In the first stage of the first step, individual services (criteria) are compared first. They can be compared on different bases. The best way, however, is to compare them on the basis of frequency of their utilization. For different railway stations in the network, however, there exists a different frequency. Thus, it is appropriate to choose one station where the importance of its services is determined by the frequency of their utilization. It will be Štúrovo station in our case, which is an important border transit station between Slovakia and Hungary.
Table 6 presents a pair-wise comparison of services criteria at Štúrovo railway station.
The basis of the AHP method is the recording of individually selected significance values which were compared among alternatives in evaluative forms (
Table 6) in a so-called Saaty’s decision matrix [
17,
18]. The number of individual comparisons can then be calculated using Equation (1).
In our case
n represents the number of elements we want to compare. In the result there are six comparisons in total, which is proved in
Table 6. In
Table 6, red is used for pair-wise comparison of the criteria listed in
Table 5. In
Table 7, red is used to express the importance for pair-wise comparison of criteria by variant. In both cases, the red color emphasizes the degree of importance according to the authors’ expert estimate.
For example, at Štúrovo railway station there were altogether 38 vehicles weighed on the wagon weighbridge in 2017 [
19,
20], however, ŽSR was asked for shunting by few carriers in that year. This is because shunting services are not included in the first access package of ŽSR. This claim would increase the costs of the infrastructure manager for shunting crews which would also be manifested in higher costs of shunting for the carrier. Last but not least, individual companies hire their shunters and wagon supervisors from each other at this station, depending on orders. Therefore number 9 is chosen in the pair-wise comparison of criteria. This way other decisions of authors could be described, too.

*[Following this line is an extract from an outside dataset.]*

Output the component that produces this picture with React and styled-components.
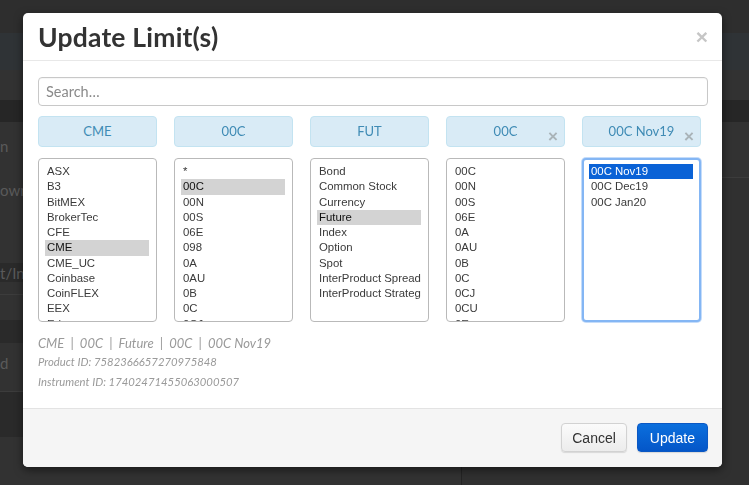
import React, { useState } from "react";
import styled, { createGlobalStyle } from "styled-components";

const GlobalStyle = createGlobalStyle`
  html, body {
    margin: 0;
    padding: 0;
    background: #303030;
  }
  * {
    box-sizing: border-box;
  }
`;

const columns = [
  {
    tag: "CME",
    removable: false,
    items: ["ASX", "B3", "BitMEX", "BrokerTec", "CFE", "CME", "CME_UC", "Coinbase", "CoinFLEX", "EEX", "Eris"],
    selected: "CME",
  },
  {
    tag: "00C",
    removable: false,
    items: ["*", "00C", "00N", "00S", "06E", "098", "0A", "0AU", "0B", "0C", "0CJ"],
    selected: "00C",
  },
  {
    tag: "FUT",
    removable: false,
    items: ["Bond", "Common Stock", "Currency", "Future", "Index", "Option", "Spot", "InterProduct Spread", "InterProduct Strategy"],
    selected: "Future",
  },
  {
    tag: "00C",
    removable: true,
    items: ["00C", "00N", "00S", "06E", "0A", "0AU", "0B", "0C", "0CJ", "0CU", "0E"],
    selected: null,
  },
  {
    tag: "00C Nov19",
    removable: true,
    items: ["00C Nov19", "00C Dec19", "00C Jan20"],
    selected: "00C Nov19",
    focused: true,
  },
];

export default function App() {
  const [search, setSearch] = useState("");

  return (
    <>
      <GlobalStyle />
      <Page>
        <TopBar />
        <NavStrip />
        <Band tone="#323232" height={30} />
        <Band tone="#262626" height={22} />
        <Body>
          <LeftPane>
            <Band tone="#323232" height={48}>n</Band>
            <Band tone="#323232" height={40}>own</Band>
            <Band tone="#323232" height={53} />
            <Band tone="#2a2a2a" height={19}>t/In</Band>
            <Band tone="#323232" height={13} line />
            <Band tone="#323232" height={25} />
            <Band tone="#2a2a2a" height={23} />
            <Band tone="#323232" height={40}>d</Band>
            <Band tone="#323232" height={9} line />
            <Band tone="#2a2a2a" height={45} />
            <Band tone="#323232" height={48} />
          </LeftPane>
          <RightPane>
            <Band tone="#323232" height={56} line />
          </RightPane>
        </Body>
      </Page>

      <Overlay>
        <Modal>
          <Header>
            <Title>Update Limit(s)</Title>
            <Close>×</Close>
          </Header>

          <Content>
            <Search
              placeholder="Search…"
              value={search}
              onChange={(e) => setSearch(e.target.value)}
            />

            <Columns>
              {columns.map((col, i) => (
                <Tag key={"t" + i}>
                  {col.tag}
                  {col.removable && <TagRemove>×</TagRemove>}
                </Tag>
              ))}
              {columns.map((col, i) => (
                <ListBox key={"l" + i} focused={col.focused}>
                  {col.items.map((item) => (
                    <Option
                      key={item}
                      state={
                        item === col.selected
                          ? col.focused
                            ? "active"
                            : "selected"
                          : "none"
                      }
                    >
                      {item}
                    </Option>
                  ))}
                </ListBox>
              ))}
            </Columns>

            <Info>
              <Path>CME &nbsp;|&nbsp; 00C &nbsp;|&nbsp; Future &nbsp;|&nbsp; 00C &nbsp;|&nbsp; 00C Nov19</Path>
              <IdLine>Product ID: 7582366657270975848</IdLine>
              <IdLine>Instrument ID: 17402471455063000507</IdLine>
            </Info>
          </Content>

          <Footer>
            <Button>Cancel</Button>
            <Button primary>Update</Button>
          </Footer>
        </Modal>
      </Overlay>
    </>
  );
}

const Page = styled.div`
  height: 485px;
  display: flex;
  flex-direction: column;
  background: #303030;
  overflow: hidden;
`;

const TopBar = styled.div`
  height: 33px;
  background: #2e2e2e;
`;

const NavStrip = styled.div`
  height: 37px;
  background: #2f3336;
`;

const Band = styled.div`
  height: ${(p) => p.height}px;
  flex-shrink: 0;
  background: ${(p) => p.tone};
  border-bottom: ${(p) => (p.line ? "1px solid #3c3c3c" : "none")};
  color: #5a5a5a;
  font-family: "Lato", "Liberation Sans", sans-serif;
  font-size: 15px;
  display: flex;
  align-items: center;
  padding-left: 0;
  white-space: nowrap;
`;

const Body = styled.div`
  flex: 1;
  display: flex;
`;

const LeftPane = styled.div`
  width: 462px;
  display: flex;
  flex-direction: column;
  border-right: 1px solid #242424;
`;

const RightPane = styled.div`
  flex: 1;
  display: flex;
  flex-direction: column;
`;

const Overlay = styled.div`
  position: fixed;
  inset: 0;
  padding: 13px 0 0 23px;
`;

const Modal = styled.div`
  width: 699px;
  height: 454px;
  background: #fff;
  border-radius: 5px;
  box-shadow: 0 3px 9px rgba(0, 0, 0, 0.5);
  display: flex;
  flex-direction: column;
  overflow: hidden;
`;

const Header = styled.div`
  height: 48px;
  display: flex;
  align-items: center;
  justify-content: space-between;
  padding: 0 14px 0 15px;
  border-bottom: 1px solid #e8e8e8;
`;

const Title = styled.h3`
  margin: 0;
  padding-top: 1px;
  font-family: "Lato", "Liberation Sans", sans-serif;
  font-weight: 700;
  font-size: 26.5px;
  color: #333;
  letter-spacing: 0.2px;
`;

const Close = styled.span`
  font-family: "Liberation Sans", sans-serif;
  font-size: 21px;
  font-weight: 700;
  color: #c6c6c6;
  line-height: 1;
  margin-top: 0;
`;

const Content = styled.div`
  flex: 1;
  padding: 16px 14px 0 15px;
  display: flex;
  flex-direction: column;
`;

const Search = styled.input`
  width: 100%;
  height: 29px;
  border: 1px solid #c8c8c8;
  border-radius: 4px;
  padding: 0 7px;
  font-family: "Lato", "Liberation Sans", sans-serif;
  font-size: 14.5px;
  color: #333;
  outline: none;
  box-shadow: inset 0 1px 1px rgba(0, 0, 0, 0.04);
  &::placeholder {
    color: #8a8a8a;
  }
`;

const Columns = styled.div`
  margin-top: 10px;
  display: grid;
  grid-template-columns: repeat(5, 119px);
  grid-template-rows: 31px 164px;
  column-gap: 17px;
  row-gap: 11px;
`;

const Tag = styled.div`
  position: relative;
  background: #d9ebf6;
  border: 1px solid #c3e3f1;
  border-radius: 4px;
  color: #3f8bb5;
  font-family: "Lato", "Liberation Sans", sans-serif;
  font-size: 13px;
  display: flex;
  align-items: center;
  justify-content: center;
  padding-bottom: 2px;
`;

const TagRemove = styled.span`
  position: absolute;
  right: 6px;
  bottom: 1px;
  font-family: "Liberation Sans", sans-serif;
  font-size: 17px;
  font-weight: 700;
  color: #a9b3b8;
  line-height: 1;
`;

const ListBox = styled.div`
  border: ${(p) => (p.focused ? "2px solid #84b6f4" : "1px solid #b9b9b9")};
  box-shadow: ${(p) => (p.focused ? "0 0 0 1px #c4dcfa" : "none")};
  border-radius: 4px;
  padding: ${(p) => (p.focused ? "4px 6px 0 5px" : "5px 7px 0 6px")};
  overflow: hidden;
  background: #fff;
`;

const Option = styled.div`
  height: 15.25px;
  line-height: 15.25px;
  padding-left: 2px;
  font-family: "Liberation Sans", Arial, sans-serif;
  font-size: 11.4px;
  white-space: nowrap;
  overflow: hidden;
  color: ${(p) =>
    p.state === "active" ? "#fff" : p.state === "selected" ? "#111" : "#3a3a3a"};
  background: ${(p) =>
    p.state === "active" ? "#0a62d6" : p.state === "selected" ? "#d3d3d3" : "transparent"};
`;

const Info = styled.div`
  margin-top: 13px;
  font-family: "Lato", "Liberation Sans", sans-serif;
  font-style: italic;
  color: #9a9a9a;
`;

const Path = styled.div`
  font-size: 13px;
  line-height: 17px;
`;

const IdLine = styled.div`
  font-size: 11.3px;
  line-height: 14px;
  margin-top: 3px;
  & + & {
    margin-top: 6px;
  }
`;

const Footer = styled.div`
  height: 59px;
  background: #f5f5f5;
  border-top: 1px solid #e3e3e3;
  display: flex;
  align-items: center;
  justify-content: flex-end;
  gap: 10px;
  padding: 0 14px 1px 0;
`;

const Button = styled.button`
  height: 29px;
  padding: 0 ${(p) => (p.primary ? "12px" : "10px")};
  border-radius: 4px;
  font-family: "Liberation Sans", Arial, sans-serif;
  font-size: 14px;
  cursor: pointer;
  color: ${(p) => (p.primary ? "#fff" : "#333")};
  border: 1px solid ${(p) => (p.primary ? "#0b58c4" : "#d2d2d2")};
  background: ${(p) =>
    p.primary
      ? "linear-gradient(to bottom, #0b6fdd, #0456c8)"
      : "linear-gradient(to bottom, #fbfbfb, #ececec)"};
  box-shadow: 0 1px 1px rgba(0, 0, 0, 0.12);
`;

In the next stage of the first step, the same comparison of criteria is realized for carriers which utilize these services. It will be a comparison by the importance and frequency of utilization of the service by each carrier. That is the content of
Table 7.
The second step contains the formation of the Saaty’s decision matrix. On the main diagonal the values will equal one, because individual alternatives are compared with themselves here. The other four values (it will be a 4 × 4 matrix) above the main diagonal are determined by the given entity in the comparison. The comparison and assignment of weights is usually determined as follows: the alternative which is located in a column is compared to an element in a top row. The values below the main diagonal will be written as reciprocals of individual weights above their main diagonal according to Equation (2) [
21,
22].
In the first stage of the second step, the Saaty’s matrix will be formed for the provided services (
Table 8).
In the second stage of the second step, the Saaty’s matrix will be created for railway undertakings which utilize services at Štúrovo railway station. A demonstration example is presented in
Table 9.
The third step is characterized by the determination of an eigenvector of the matrix (X
K) and a normalized eigenvector of the matrix (X
KN) according to Equation (3).
where:
In the first stage we will calculate an eigenvector of the matrix and a normalized eigenvector of the matrix for vectors of the criteria matrix in
Table 10.
The second stage of the third step lies in creating the vectors of the matrix by individual criteria which are listed in
Table 11.
Then the fourth step follows, which is focused on the calculation of an eigenvalue of the matrix and the biggest eigenvalue of the matrix. The calculation of the eigenvalue of the matrix is done using Equation (4).
where:
Equation (5) serves for the calculation of the biggest value of the eigenmatrix. For the sake of clarity, the values of the eigenvalue of the matrix as well as the biggest value of the eigenmatrix will be presented within one table.
where:
λmax—the biggest value of the matrix,
n—a dimension of the matrix (4 × 4 in our case),
λi—an eigenvalue of the matrix (in a respective row).
The first stage of the fourth step will comprise
Table 12, where eigenvalues of the matrix and the biggest value of the eigenmatrix will be processed to evaluate the services provided at railway stations.
The second stage of the fourth step comprises the calculation of the eigenvalue of the matrix and the biggest value of the eigenmatrix for individual railway undertakings utilizing the railway station services.
Table 13 presents the individual values.
In the final fifth stage, there will be an AHP decision matrix formed. This matrix is the final decision matrix and, based on the results presented in it, the order of importance of individual services for selected carriers will be set. Afterwards there will be some measures proposed which should be enacted for the modernization of Štúrovo railway station in order to ensure a non-discriminatory access to services.
The decision matrix contains the following indicators:
criteria—four services provided by Štúrovo railway station,
weights of criteria—values of the normalized eigenvector of the matrix from
Table 10,
importance for the entities of railway transport—values of the normalized eigenvector of the matrix from
Table 11,
the weighted sum—it is calculated as a sum of the product of weights and the measure of importance of individual railway undertakings,
the order—the order of utilizing individual services by railway undertakings will be determined by the number of won points.
Table 14 shows the final evaluation of the railway station’s result using the AHP method. The use of this method should give the most accurate results.
It is clear from the table that the carriers ZSSK CARGO and PSŽ have an important position at Štúrovo railway station. On the other hand, the position of Metrans Danubia, a.s., is of a much smaller weight. This is also caused by the fact that for this carrier the priority border crossing is in Komárno–Komárom, and the border crossing Štúrovo–Szob is used as a diversion only in case of closures or other emergency situations.
The biggest value is attributed to the service of stabling sidings which in spite of its “popularity” is not sufficient and shift dispatchers of carriers are forced to utilize other stations, or tell half-truths to persuade train dispatchers of the infrastructure manager to side-track their train in particular. In contrast, shunting services provided by the infrastructure manager feature the smallest weight. These services are utilized by few carriers due to their financial unprofitability.